— Begin —

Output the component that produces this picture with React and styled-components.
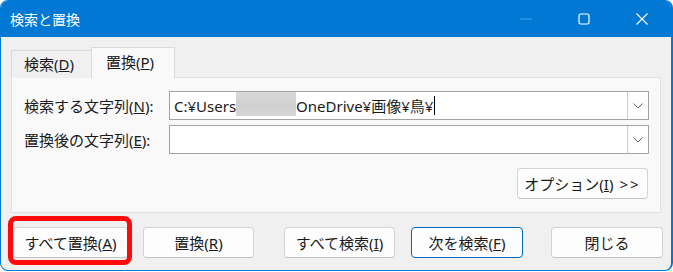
import React from "react";
import styled, { createGlobalStyle, css } from "styled-components";

const Global = createGlobalStyle`
  html, body { margin: 0; padding: 0; background: #ffffff; }
  body { font-family: "Noto Sans", "Noto Sans CJK JP", sans-serif; }
  * { box-sizing: border-box; }
`;

const Window = styled.div`
  width: 673px;
  height: 271px;
  border: 1px solid #0078d4;
  border-right-width: 2px;
  border-radius: 8px;
  overflow: hidden;
  background: #f0f0f0;
  display: flex;
  flex-direction: column;
  color: #1a1a1a;
  font-family: "Noto Sans", "Noto Sans CJK JP", sans-serif;
`;

const TitleBar = styled.div`
  height: 36px;
  flex: none;
  background: #0078d4;
  display: flex;
  align-items: center;
  padding-left: 9px;
`;

const Title = styled.div`
  flex: 1;
  color: #ffffff;
  font-size: 14px;
  line-height: 18px;
  margin-top: 1px;
`;

const Control = styled.div`
  width: 58px;
  height: 36px;
  display: flex;
  align-items: center;
  justify-content: center;
`;

const Body = styled.div`
  flex: 1;
  display: flex;
  flex-direction: column;
  padding: 11px 0 0 10px;
`;

const TabRow = styled.div`
  display: flex;
  align-items: flex-end;
  height: 30px;
  position: relative;
  z-index: 1;
  margin-bottom: -1px;
`;

const Tab = styled.div`
  display: flex;
  align-items: center;
  font-size: 15px;
  line-height: 20px;
  border: 1px solid #dadada;
  border-bottom: none;
  ${(p) =>
    p.$active
      ? css`
          height: 31px;
          background: #f9f9f9;
          padding: 0 0 3px 14px;
          margin-left: -1px;
        `
      : css`
          height: 28px;
          background: #f0f0f0;
          padding: 0 0 2px 12px;
          border-right: none;
        `}
  width: ${(p) => p.$w}px;
`;

const Panel = styled.div`
  width: 650px;
  height: 136px;
  border: 1px solid #e2e2e2;
  background: #f9f9f9;
  padding: 13px 11px 12px 12px;
  display: flex;
  flex-direction: column;
  gap: 5px;
`;

const FieldRow = styled.div`
  display: flex;
  align-items: center;
  height: 29px;
`;

const Label = styled.div`
  width: 145px;
  font-size: 15px;
  line-height: 20px;
  padding-top: 1px;
`;

const Combo = styled.div`
  flex: 1;
  height: 29px;
  border: 1px solid #a2a2a2;
  background: #ffffff;
  display: flex;
  align-items: stretch;
`;

const ComboText = styled.div`
  flex: 1;
  display: flex;
  align-items: center;
  padding-left: 4px;
  font-size: 15px;
  line-height: 20px;
  white-space: nowrap;
  overflow: hidden;
`;

const Blur = styled.span`
  display: inline-block;
  width: 60px;
  height: 24px;
  align-self: flex-start;
  background: linear-gradient(180deg, #d9d9d9 0%, #cfcfcf 60%, #d6d6d6 100%);
`;

const Caret = styled.span`
  display: inline-block;
  width: 1px;
  height: 19px;
  background: #000;
  margin-left: 1px;
`;

const DropButton = styled.div`
  width: 21px;
  border-left: 1px solid #cfcfcf;
  display: flex;
  align-items: center;
  justify-content: center;
`;

const OptionRow = styled.div`
  display: flex;
  justify-content: flex-end;
  margin-top: 9px;
  padding-right: 1px;
`;

const Button = styled.div`
  position: relative;
  width: ${(p) => p.$w}px;
  height: 31px;
  margin-left: ${(p) => p.$ml || 0}px;
  background: #fdfdfd;
  border: 1px solid ${(p) => (p.$focus ? "#0067c0" : "#d3d3d3")};
  border-bottom-color: ${(p) => (p.$focus ? "#0067c0" : "#c2c2c2")};
  border-radius: 4px;
  display: flex;
  align-items: center;
  justify-content: center;
  font-size: 15px;
  line-height: 20px;
  white-space: pre;
`;

const Arrows = styled.span`
  letter-spacing: 2px;
  margin-left: 6px;
`;

const Highlight = styled.div`
  position: absolute;
  top: -12px;
  bottom: -8px;
  left: -6px;
  right: -5px;
  border: 5px solid #ff0a0a;
  border-radius: 8px;
  pointer-events: none;
`;

const ButtonRow = styled.div`
  display: flex;
  margin-top: 14px;
  padding-left: 2px;
`;

const Chevron = () => (
  <svg width="10" height="6" viewBox="0 0 10 6">
    <path d="M0.5 0.5 L5 5 L9.5 0.5" fill="none" stroke="#5f5f5f" strokeWidth="1" />
  </svg>
);

export default function App() {
  return (
    <>
      <Global />
      <Window>
        <TitleBar>
          <Title>検索と置換</Title>
          <Control>
            <svg width="12" height="2" viewBox="0 0 12 2">
              <rect x="0" y="0.5" width="12" height="1" fill="#4d9fe3" />
            </svg>
          </Control>
          <Control>
            <svg width="12" height="12" viewBox="0 0 12 12">
              <rect x="1" y="1" width="10" height="10" rx="1.5" fill="none" stroke="#ffffff" strokeWidth="1.2" />
            </svg>
          </Control>
          <Control>
            <svg width="12" height="12" viewBox="0 0 12 12">
              <path d="M0.5 0.5 L11.5 11.5 M11.5 0.5 L0.5 11.5" stroke="#ffffff" strokeWidth="1.1" />
            </svg>
          </Control>
        </TitleBar>
        <Body>
          <TabRow>
            <Tab $w={81}>
              検索(<u>D</u>)
            </Tab>
            <Tab $active $w={84}>
              置換(<u>P</u>)
            </Tab>
          </TabRow>
          <Panel>
            <FieldRow>
              <Label>
                検索する文字列(<u>N</u>):
              </Label>
              <Combo>
                <ComboText>
                  C:¥Users<Blur />OneDrive¥画像¥鳥¥<Caret />
                </ComboText>
                <DropButton>
                  <Chevron />
                </DropButton>
              </Combo>
            </FieldRow>
            <FieldRow>
              <Label>
                置換後の文字列(<u>E</u>):
              </Label>
              <Combo>
                <ComboText />
                <DropButton>
                  <Chevron />
                </DropButton>
              </Combo>
            </FieldRow>
            <OptionRow>
              <Button $w={131}>
                オプション(<u>I</u>)<Arrows>&gt;&gt;</Arrows>
              </Button>
            </OptionRow>
          </Panel>
          <ButtonRow>
            <Button $w={115}>
              すべて置換(<u>A</u>)
              <Highlight />
            </Button>
            <Button $w={111} $ml={15}>
              置換(<u>R</u>)
            </Button>
            <Button $w={111} $ml={30}>
              すべて検索(<u>I</u>)
            </Button>
            <Button $w={112} $ml={16} $focus>
              次を検索(<u>F</u>)
            </Button>
            <Button $w={112} $ml={28}>
              閉じる
            </Button>
          </ButtonRow>
        </Body>
      </Window>
    </>
  );
}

— End —

• WHAT TO WORK ON: Quote in full the listing given above; the images are to be left out.

• RESULT FOR THIS TASK:
Output the component that produces this picture with React and styled-components.
import React from "react";
import styled, { createGlobalStyle, css } from "styled-components";

const Global = createGlobalStyle`
  html, body { margin: 0; padding: 0; background: #ffffff; }
  body { font-family: "Noto Sans", "Noto Sans CJK JP", sans-serif; }
  * { box-sizing: border-box; }
`;

const Window = styled.div`
  width: 673px;
  height: 271px;
  border: 1px solid #0078d4;
  border-right-width: 2px;
  border-radius: 8px;
  overflow: hidden;
  background: #f0f0f0;
  display: flex;
  flex-direction: column;
  color: #1a1a1a;
  font-family: "Noto Sans", "Noto Sans CJK JP", sans-serif;
`;

const TitleBar = styled.div`
  height: 36px;
  flex: none;
  background: #0078d4;
  display: flex;
  align-items: center;
  padding-left: 9px;
`;

const Title = styled.div`
  flex: 1;
  color: #ffffff;
  font-size: 14px;
  line-height: 18px;
  margin-top: 1px;
`;

const Control = styled.div`
  width: 58px;
  height: 36px;
  display: flex;
  align-items: center;
  justify-content: center;
`;

const Body = styled.div`
  flex: 1;
  display: flex;
  flex-direction: column;
  padding: 11px 0 0 10px;
`;

const TabRow = styled.div`
  display: flex;
  align-items: flex-end;
  height: 30px;
  position: relative;
  z-index: 1;
  margin-bottom: -1px;
`;

const Tab = styled.div`
  display: flex;
  align-items: center;
  font-size: 15px;
  line-height: 20px;
  border: 1px solid #dadada;
  border-bottom: none;
  ${(p) =>
    p.$active
      ? css`
          height: 31px;
          background: #f9f9f9;
          padding: 0 0 3px 14px;
          margin-left: -1px;
        `
      : css`
          height: 28px;
          background: #f0f0f0;
          padding: 0 0 2px 12px;
          border-right: none;
        `}
  width: ${(p) => p.$w}px;
`;

const Panel = styled.div`
  width: 650px;
  height: 136px;
  border: 1px solid #e2e2e2;
  background: #f9f9f9;
  padding: 13px 11px 12px 12px;
  display: flex;
  flex-direction: column;
  gap: 5px;
`;

const FieldRow = styled.div`
  display: flex;
  align-items: center;
  height: 29px;
`;

const Label = styled.div`
  width: 145px;
  font-size: 15px;
  line-height: 20px;
  padding-top: 1px;
`;

const Combo = styled.div`
  flex: 1;
  height: 29px;
  border: 1px solid #a2a2a2;
  background: #ffffff;
  display: flex;
  align-items: stretch;
`;

const ComboText = styled.div`
  flex: 1;
  display: flex;
  align-items: center;
  padding-left: 4px;
  font-size: 15px;
  line-height: 20px;
  white-space: nowrap;
  overflow: hidden;
`;

const Blur = styled.span`
  display: inline-block;
  width: 60px;
  height: 24px;
  align-self: flex-start;
  background: linear-gradient(180deg, #d9d9d9 0%, #cfcfcf 60%, #d6d6d6 100%);
`;

const Caret = styled.span`
  display: inline-block;
  width: 1px;
  height: 19px;
  background: #000;
  margin-left: 1px;
`;

const DropButton = styled.div`
  width: 21px;
  border-left: 1px solid #cfcfcf;
  display: flex;
  align-items: center;
  justify-content: center;
`;

const OptionRow = styled.div`
  display: flex;
  justify-content: flex-end;
  margin-top: 9px;
  padding-right: 1px;
`;

const Button = styled.div`
  position: relative;
  width: ${(p) => p.$w}px;
  height: 31px;
  margin-left: ${(p) => p.$ml || 0}px;
  background: #fdfdfd;
  border: 1px solid ${(p) => (p.$focus ? "#0067c0" : "#d3d3d3")};
  border-bottom-color: ${(p) => (p.$focus ? "#0067c0" : "#c2c2c2")};
  border-radius: 4px;
  display: flex;
  align-items: center;
  justify-content: center;
  font-size: 15px;
  line-height: 20px;
  white-space: pre;
`;

const Arrows = styled.span`
  letter-spacing: 2px;
  margin-left: 6px;
`;

const Highlight = styled.div`
  position: absolute;
  top: -12px;
  bottom: -8px;
  left: -6px;
  right: -5px;
  border: 5px solid #ff0a0a;
  border-radius: 8px;
  pointer-events: none;
`;

const ButtonRow = styled.div`
  display: flex;
  margin-top: 14px;
  padding-left: 2px;
`;

const Chevron = () => (
  <svg width="10" height="6" viewBox="0 0 10 6">
    <path d="M0.5 0.5 L5 5 L9.5 0.5" fill="none" stroke="#5f5f5f" strokeWidth="1" />
  </svg>
);

export default function App() {
  return (
    <>
      <Global />
      <Window>
        <TitleBar>
          <Title>検索と置換</Title>
          <Control>
            <svg width="12" height="2" viewBox="0 0 12 2">
              <rect x="0" y="0.5" width="12" height="1" fill="#4d9fe3" />
            </svg>
          </Control>
          <Control>
            <svg width="12" height="12" viewBox="0 0 12 12">
              <rect x="1" y="1" width="10" height="10" rx="1.5" fill="none" stroke="#ffffff" strokeWidth="1.2" />
            </svg>
          </Control>
          <Control>
            <svg width="12" height="12" viewBox="0 0 12 12">
              <path d="M0.5 0.5 L11.5 11.5 M11.5 0.5 L0.5 11.5" stroke="#ffffff" strokeWidth="1.1" />
            </svg>
          </Control>
        </TitleBar>
        <Body>
          <TabRow>
            <Tab $w={81}>
              検索(<u>D</u>)
            </Tab>
            <Tab $active $w={84}>
              置換(<u>P</u>)
            </Tab>
          </TabRow>
          <Panel>
            <FieldRow>
              <Label>
                検索する文字列(<u>N</u>):
              </Label>
              <Combo>
                <ComboText>
                  C:¥Users<Blur />OneDrive¥画像¥鳥¥<Caret />
                </ComboText>
                <DropButton>
                  <Chevron />
                </DropButton>
              </Combo>
            </FieldRow>
            <FieldRow>
              <Label>
                置換後の文字列(<u>E</u>):
              </Label>
              <Combo>
                <ComboText />
                <DropButton>
                  <Chevron />
                </DropButton>
              </Combo>
            </FieldRow>
            <OptionRow>
              <Button $w={131}>
                オプション(<u>I</u>)<Arrows>&gt;&gt;</Arrows>
              </Button>
            </OptionRow>
          </Panel>
          <ButtonRow>
            <Button $w={115}>
              すべて置換(<u>A</u>)
              <Highlight />
            </Button>
            <Button $w={111} $ml={15}>
              置換(<u>R</u>)
            </Button>
            <Button $w={111} $ml={30}>
              すべて検索(<u>I</u>)
            </Button>
            <Button $w={112} $ml={16} $focus>
              次を検索(<u>F</u>)
            </Button>
            <Button $w={112} $ml={28}>
              閉じる
            </Button>
          </ButtonRow>
        </Body>
      </Window>
    </>
  );
}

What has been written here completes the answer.